• What is expected:
In the lines below, output everything from the first line through the line containing "string; mods?: string;" exactly as it is. Pictures are not part of the output.

• Material provided:
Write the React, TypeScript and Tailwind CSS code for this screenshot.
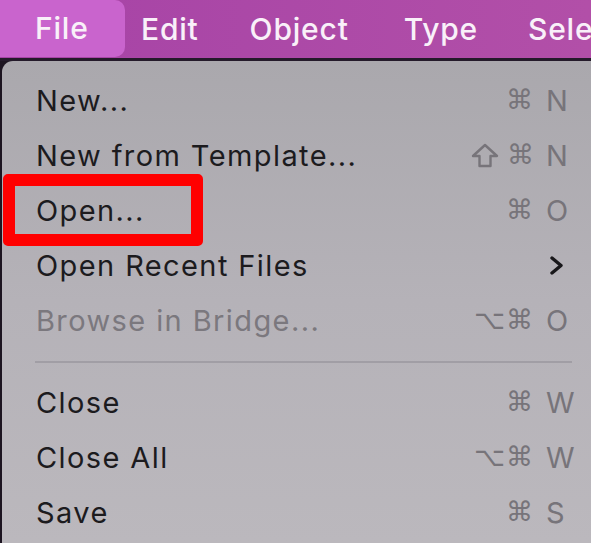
import React from 'react';

type Item = { label: string; mods?: string; keyChar?: string; disabled?: boolean; submenu?: boolean; boxed?: boolean };

const groupA: Item[] = [
  { label: 'New...', mods: '⌘', keyChar: 'N' },
  { label: 'New from Template...', mods: 'shift', keyChar: 'N' },
  { label: 'Open...', mods: '⌘', keyChar: 'O', boxed: true },
  { label: 'Open Recent Files', submenu: true },
  { label: 'Browse in Bridge...', mods: '⌥⌘', keyChar: 'O', disabled: true },
];

const groupB: Item[] = [
  { label: 'Close', mods: '⌘', keyChar: 'W' },
  { label: 'Close All', mods: '⌥⌘', keyChar: 'W' },
  { label: 'Save', mods: '⌘', keyChar: 'S' },
];

function Chevron() {
  return (
    <svg width="16" height="19" viewBox="0 0 16 19" className="mr-[3px]">
      <polyline points="3,2 12,9.5 3,17" fill="none" stroke="#18171a" strokeWidth="3.4" strokeLinecap="round" strokeLinejoin="round" />
    </svg>
  );
}

function ShiftIcon() {
  return (
    <svg width="28" height="25" viewBox="0 0 28 25" className="mr-[8px]">
      <path d="M14 2 L26 13 L19.5 13 L19.5 23 L8.5 23 L8.5 13 L2 13 Z" fill="none" stroke="#77747a" strokeWidth="2.4" strokeLinejoin="round" />
    </svg>
  );
}

function Row({ item }: { item: Item }) {
  return (
    <div className="relative flex h-[55px] items-center pl-[34px] pr-[23px]">
      {item.boxed && (
        <div className="absolute left-[1px] top-[-9px] h-[72px] w-[200px] rounded-[5px] border-[12px] border-[#ff0000]" />
      )}
      <span className={`tracking-[1.4px] ${item.disabled ? 'text-[#7b787e]' : 'text-[#1c1b1e]'}`}>{item.label}</span>
      <div className="ml-auto flex items-center">
        {item.submenu ? (
          <Chevron />
        ) : (
          <>
            {item.mods === 'shift' ? (
              <>
                <ShiftIcon />
                <span className="text-[27px] text-[#77747a] [font-family:'DejaVu_Sans',sans-serif]">⌘</span>
              </>
            ) : (
              <span className="text-[27px] tracking-[1px] text-[#77747a] [font-family:'DejaVu_Sans',sans-serif]">{item.mods}</span>
            )}
            <span className="ml-[12px] w-[22px] text-[#77747a]">{item.keyChar}</span>
          </>
        )}
      </div>
    </div>
  );
}

export default function App() {
  return (
    <div className="h-[543px] w-[591px] overflow-hidden bg-[#1c1420] [font-family:Inter,'DejaVu_Sans',sans-serif]">
      <div className="flex h-[58px] items-center overflow-hidden whitespace-nowrap bg-gradient-to-r from-[#a643a6] to-[#b24fa8] text-[30px] font-medium tracking-[0.8px] text-[#f9f0f9]">
        <div className="flex h-[57px] w-[125px] shrink-0 items-center self-start rounded-br-[10px] rounded-tr-[10px] bg-[#c964cd] pl-[35px]">File</div>
        <span className="ml-[16px]">Edit</span>
        <span className="ml-[51px]">Object</span>
        <span className="ml-[55px]">Type</span>
        <span className="ml-[50px]">Select</span>
      </div>
      <div className="h-[3px] bg-[#241a2a]" />
      <div className="ml-[2px] h-[482px] rounded-tl-[11px] bg-gradient-to-b from-[#aaa8ad] via-[#b5b2b8] to-[#bbb8bd] pt-[12px] text-[29px]">
        {groupA.map((it) => (
          <Row key={it.label} item={it} />
        ))}
        <div className="flex h-[27px] items-center pl-[33px] pr-[19px]">
          <div className="h-[2px] w-full bg-[#a19ea5]" />
        </div>
        {groupB.map((it) => (
          <Row key={it.label} item={it} />
        ))}
      </div>
    </div>
  );
}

• Expected output:
Write the React, TypeScript and Tailwind CSS code for this screenshot.
import React from 'react';

type Item = { label: string; mods?: string; keyChar?: string; disabled?: boolean; submenu?: boolean; boxed?: boolean };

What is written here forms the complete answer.